In long term, you should add more CPU firepower to your nodes.

Can’t say a lot based on error message you posted, though I would recommend to make sure your resident ratio is above 15% and your disk IO capacity is sufficient.

Dynamicscope · June 11, 2015, 5:35am

How could I do disable index aware rebalance? Can’t find doc on that

asingh · June 11, 2015, 6:12am

curl -v -u Administrator:password -X POST http://<cluster-ip>:8091/internalSettings -d indexAwareRebalanceDisabled=true

Documented here: http://docs.couchbase.com/couchbase-manual-2.0/#disabling-consistent-query-results-on-rebalance. Also, it mentions the implications of disabling this flag - so you should make sure that it’s acceptable for your application.

Dynamicscope · June 11, 2015, 6:32am

Thank you very much. I will try this.

Dynamicscope · July 22, 2015, 4:19pm

I have solved the above problem doing the following.

Purge the view indexes for now and let rebalance complete. Once rebalance is done you can add view indexes back.

Now I have to do the same job. I need to scale out my cluster. And this time I want to try disabling index aware rebalance.
But before I do this I have a couple of questions.

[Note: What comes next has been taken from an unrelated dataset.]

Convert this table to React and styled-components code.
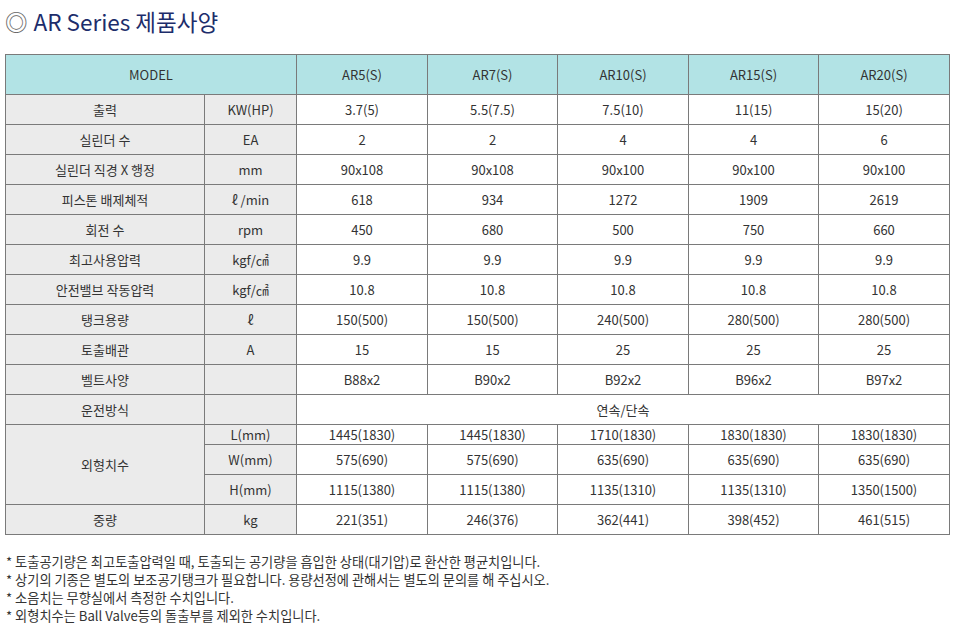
import React from 'react'
import styled, { createGlobalStyle } from 'styled-components';

const GlobalStyle = createGlobalStyle`
  body {
    margin: 0;
    background: #fff;
    font-family: "Noto Sans CJK KR", "Noto Sans", sans-serif;
    color: #333;
  }
`;

const Page = styled.div`
  width: 956px;
  padding: 0 0 0 5px;
  box-sizing: border-box;
`;

const Title = styled.h2`
  margin: 0;
  height: 44px;
  padding-top: 5px;
  box-sizing: border-box;
  font-size: 22.5px;
  font-weight: 400;
  line-height: 32px;
  color: #1d2d6b;
  .mark {
    color: #666;
    margin-right: 6px;
  }
`;

const SpecTable = styled.table`
  margin-top: 10px;
  width: 945px;
  border-collapse: collapse;
  table-layout: fixed;
  font-size: 13px;
  color: #333;
  td, th {
    border: 1px solid #7a7a7a;
    text-align: center;
    padding: 0;
    font-weight: 400;
  }
`;

const Row = styled.tr`
  height: ${p => p.$h || 30}px;
`;

const Head = styled.th`
  background-color: #b2e3e5;
`;

const Label = styled.td`
  background-color: #ebebeb;
`;

const Cell = styled.td`
  background-color: #fff;
`;

const Notes = styled.ul`
  list-style: none;
  margin: 18px 0 0 1px;
  padding: 0;
  font-size: 13.2px;
  line-height: 18px;
  color: #333;
`;

const models = ['AR5(S)', 'AR7(S)', 'AR10(S)', 'AR15(S)', 'AR20(S)'];

const rows = [
  ['출력', 'KW(HP)', ['3.7(5)', '5.5(7.5)', '7.5(10)', '11(15)', '15(20)']],
  ['실린더 수', 'EA', ['2', '2', '4', '4', '6']],
  ['실린더 직경 X 행정', 'mm', ['90x108', '90x108', '90x100', '90x100', '90x100']],
  ['피스톤 배제체적', 'ℓ /min', ['618', '934', '1272', '1909', '2619']],
  ['회전 수', 'rpm', ['450', '680', '500', '750', '660']],
  ['최고사용압력', 'kgf/㎠', ['9.9', '9.9', '9.9', '9.9', '9.9']],
  ['안전밸브 작동압력', 'kgf/㎠', ['10.8', '10.8', '10.8', '10.8', '10.8']],
  ['탱크용량', 'ℓ', ['150(500)', '150(500)', '240(500)', '280(500)', '280(500)']],
  ['토출배관', 'A', ['15', '15', '25', '25', '25']],
  ['벨트사양', '', ['B88x2', 'B90x2', 'B92x2', 'B96x2', 'B97x2']],
];

const sizes = [
  ['L(mm)', 19, ['1445(1830)', '1445(1830)', '1710(1830)', '1830(1830)', '1830(1830)']],
  ['W(mm)', 30, ['575(690)', '575(690)', '635(690)', '635(690)', '635(690)']],
  ['H(mm)', 30, ['1115(1380)', '1115(1380)', '1135(1310)', '1135(1310)', '1350(1500)']],
];

const notes = [
  '* 토출공기량은 최고토출압력일 때, 토출되는 공기량을 흡입한 상태(대기압)로 환산한 평균치입니다.',
  '* 상기의 기종은 별도의 보조공기탱크가 필요합니다. 용량선정에 관해서는 별도의 문의를 해 주십시오.',
  '* 소음치는 무향실에서 측정한 수치입니다.',
  '* 외형치수는 Ball Valve등의 돌출부를 제외한 수치입니다.',
];

export default function App() {
  return (
    <Page>
      <GlobalStyle />
      <Title><span className='mark'>◎</span>AR Series 제품사양</Title>
      <SpecTable>
        <colgroup>
          <col style={{ width: 199 }} />
          <col style={{ width: 92 }} />
          <col style={{ width: 131 }} />
          <col style={{ width: 130 }} />
          <col style={{ width: 131 }} />
          <col style={{ width: 130 }} />
          <col style={{ width: 131 }} />
        </colgroup>
        <tbody>
          <Row $h={40}>
            <Head colSpan={2}>MODEL</Head>
            {models.map(m => <Head key={m}>{m}</Head>)}
          </Row>
          {rows.map(([name, unit, vals]) => (
            <Row key={name}>
              <Label>{name}</Label>
              <Label>{unit}</Label>
              {vals.map((v, i) => <Cell key={i}>{v}</Cell>)}
            </Row>
          ))}
          <Row>
            <Label>운전방식</Label>
            <Label></Label>
            <Cell colSpan={5}>연속/단속</Cell>
          </Row>
          {sizes.map(([unit, h, vals], idx) => (
            <Row key={unit} $h={h}>
              {idx === 0 && <Label rowSpan={3}>외형치수</Label>}
              <Label>{unit}</Label>
              {vals.map((v, i) => <Cell key={i}>{v}</Cell>)}
            </Row>
          ))}
          <Row>
            <Label>중량</Label>
            <Label>kg</Label>
            {['221(351)', '246(376)', '362(441)', '398(452)', '461(515)'].map((v, i) => <Cell key={i}>{v}</Cell>)}
          </Row>
        </tbody>
      </SpecTable>
      <Notes>
        {notes.map(n => <li key={n}>{n}</li>)}
      </Notes>
    </Page>
  )
}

Disabling index aware rebalance means that indexing is not performed while rebalancing? (I have read the document, but I quite don’t understand what is actually happening. ) If so, when does indexing happens back again?
I am planning to add a higher spec-server (vCPU 8, 30GB Mem) to the cluster with 3 nodes (vCPU 4, 30GB Mem). Would there be any side effect if I add a server with different spec?
Overall, if I perform this would there be any chance that the server goes down? I am very afraid of performing rebalance because of the past experience.

Thank you for your time.

cihangirb · July 22, 2015, 6:39pm

Hi @Dynamicscope,

With index aware rebalance turned off rebalance is less expensive with views. The indexing of the view will resume automatically without an issue but the query results may not be %100 consistent during rebalance.
You can upgrade your cluster HW however our assumption is eventually all nodes will get to the same HW and you will at that point be clear to increase things like RAM quota.
Rebalance should not cause nodes to go down. rebalance may fail or timeout if the cluster is under a lot of pressure but it is retry-able operation. obviously having a backup cluster with XDCR or having backups is always recommended to full protection.
thanks
-cihan

Dynamicscope · July 23, 2015, 2:45am

Hi @cihangirb,

Of course, I will eventually get the same HW. But I am quite curious about what happens if the HW is different from each nodes. Would the cluster use the minimum HW of all nodes?

Thanks,

cihangirb · July 23, 2015, 3:37am

nodes are fairly independent in their resource usage (cpu, io, network). So with different HW you may see variance in the throughput and latency per node if the resources are drastically different. There are also cluster wide configurations such as the RAM quota that is inherited by every node. If you have nodes with HW that inherit this config that cannot operate effectively under the inherited setting, you may see issues (errors etc) on these nodes.